Bernie died the day before his 67th birthday. I reflected that in the past few weeks, I had seen Deep Purple, Blue Öyster Cult and Uriah Heep, all with members well into their seventies, and was off to see Saxon the night after the interview who feature at least two band members older than Bernie. It feels like 66 wasn’t that old an age.
“He had always seemed invincible to us,” Mik says. “Even after he died, there was still that feeling at the back of your mind that you’re just waiting to get the call. They will announce some more dates, and we’ll do some festivals. As you say, these guys are still going. Doug Pinnick from Kings X is what, 76,77? Incredibly, they’re still going strong. Ian Hunter is in his 80s. And in all honestly, I think Bernie would have carried on. We might have moved it to warmer times to tour or just done festivals.”

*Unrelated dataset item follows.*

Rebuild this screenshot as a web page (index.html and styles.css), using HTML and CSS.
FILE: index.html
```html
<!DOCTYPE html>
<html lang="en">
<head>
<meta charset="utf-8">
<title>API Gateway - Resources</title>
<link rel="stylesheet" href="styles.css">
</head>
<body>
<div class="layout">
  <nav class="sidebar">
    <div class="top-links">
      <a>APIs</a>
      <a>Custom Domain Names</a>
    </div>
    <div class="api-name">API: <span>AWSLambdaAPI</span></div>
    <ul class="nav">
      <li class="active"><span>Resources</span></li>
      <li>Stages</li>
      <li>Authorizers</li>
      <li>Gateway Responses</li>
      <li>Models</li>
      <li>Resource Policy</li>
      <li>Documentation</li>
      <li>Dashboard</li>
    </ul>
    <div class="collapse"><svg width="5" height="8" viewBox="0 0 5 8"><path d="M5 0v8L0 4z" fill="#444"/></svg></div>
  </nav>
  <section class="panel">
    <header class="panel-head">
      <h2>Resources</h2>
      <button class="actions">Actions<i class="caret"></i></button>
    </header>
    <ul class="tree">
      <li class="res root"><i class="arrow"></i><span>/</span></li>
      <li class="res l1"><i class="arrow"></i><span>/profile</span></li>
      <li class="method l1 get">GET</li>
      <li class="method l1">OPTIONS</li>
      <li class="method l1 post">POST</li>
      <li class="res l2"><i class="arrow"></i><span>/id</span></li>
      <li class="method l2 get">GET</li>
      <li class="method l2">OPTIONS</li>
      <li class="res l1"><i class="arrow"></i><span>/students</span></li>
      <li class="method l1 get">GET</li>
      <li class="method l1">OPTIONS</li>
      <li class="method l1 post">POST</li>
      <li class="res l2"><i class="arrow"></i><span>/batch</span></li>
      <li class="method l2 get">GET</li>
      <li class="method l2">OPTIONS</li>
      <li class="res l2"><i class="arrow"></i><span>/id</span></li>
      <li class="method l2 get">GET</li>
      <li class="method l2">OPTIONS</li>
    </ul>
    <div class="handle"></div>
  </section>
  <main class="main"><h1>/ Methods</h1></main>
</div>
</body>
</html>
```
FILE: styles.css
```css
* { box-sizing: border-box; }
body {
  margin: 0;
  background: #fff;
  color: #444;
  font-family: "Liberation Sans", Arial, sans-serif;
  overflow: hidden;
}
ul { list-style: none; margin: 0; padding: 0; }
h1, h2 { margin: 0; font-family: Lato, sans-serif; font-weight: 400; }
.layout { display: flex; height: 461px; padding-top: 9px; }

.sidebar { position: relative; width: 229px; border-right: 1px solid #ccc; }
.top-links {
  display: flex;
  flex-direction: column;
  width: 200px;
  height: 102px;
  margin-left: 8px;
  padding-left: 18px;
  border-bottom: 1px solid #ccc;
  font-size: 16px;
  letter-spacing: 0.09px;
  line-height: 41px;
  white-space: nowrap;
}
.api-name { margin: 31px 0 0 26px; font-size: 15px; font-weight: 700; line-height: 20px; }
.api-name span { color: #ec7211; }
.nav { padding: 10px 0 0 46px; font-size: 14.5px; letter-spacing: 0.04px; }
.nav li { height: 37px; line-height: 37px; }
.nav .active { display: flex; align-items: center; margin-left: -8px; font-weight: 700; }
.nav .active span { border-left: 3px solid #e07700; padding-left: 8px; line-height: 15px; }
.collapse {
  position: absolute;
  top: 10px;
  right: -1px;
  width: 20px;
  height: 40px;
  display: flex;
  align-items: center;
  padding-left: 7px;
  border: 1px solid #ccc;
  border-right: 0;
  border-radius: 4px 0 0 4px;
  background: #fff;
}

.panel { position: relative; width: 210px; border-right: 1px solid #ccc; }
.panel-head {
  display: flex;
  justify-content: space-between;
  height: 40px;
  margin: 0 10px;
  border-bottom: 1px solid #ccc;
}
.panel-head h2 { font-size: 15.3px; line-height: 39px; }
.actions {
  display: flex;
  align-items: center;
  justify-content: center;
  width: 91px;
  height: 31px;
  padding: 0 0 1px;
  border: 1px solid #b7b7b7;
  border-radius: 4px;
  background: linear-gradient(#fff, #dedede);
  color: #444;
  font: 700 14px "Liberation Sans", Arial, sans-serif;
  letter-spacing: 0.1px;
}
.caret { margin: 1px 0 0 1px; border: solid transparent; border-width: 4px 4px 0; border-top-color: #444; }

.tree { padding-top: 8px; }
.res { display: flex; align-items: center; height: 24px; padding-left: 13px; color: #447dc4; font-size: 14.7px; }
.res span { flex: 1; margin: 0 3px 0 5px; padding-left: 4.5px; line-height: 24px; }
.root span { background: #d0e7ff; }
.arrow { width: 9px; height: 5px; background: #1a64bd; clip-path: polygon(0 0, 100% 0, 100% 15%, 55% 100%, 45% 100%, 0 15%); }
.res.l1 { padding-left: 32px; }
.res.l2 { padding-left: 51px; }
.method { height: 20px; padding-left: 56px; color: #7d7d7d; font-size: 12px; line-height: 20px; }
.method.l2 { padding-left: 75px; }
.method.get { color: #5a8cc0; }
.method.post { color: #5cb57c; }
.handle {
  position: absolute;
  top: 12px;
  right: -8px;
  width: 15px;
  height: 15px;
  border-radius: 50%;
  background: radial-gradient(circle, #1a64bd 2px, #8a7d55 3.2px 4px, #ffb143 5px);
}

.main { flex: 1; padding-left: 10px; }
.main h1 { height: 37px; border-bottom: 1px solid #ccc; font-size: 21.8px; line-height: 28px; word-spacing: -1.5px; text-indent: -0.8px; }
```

Although Mik is away for the next few weeks, he’ll be fully aware of the release of Final Fling. There are some special packages available, including the exclusive bundle with a t-shirt and a CD and a patch. Unfortunately, no special events, but there is likely to be another single out online.
There is also the full footage of the band’s show at the Sweden Rock Festival, so it’s not the end of the Bernie archives.
That would have been a travesty for Bernie Tormé, a guitarist whose legacy needs to live on.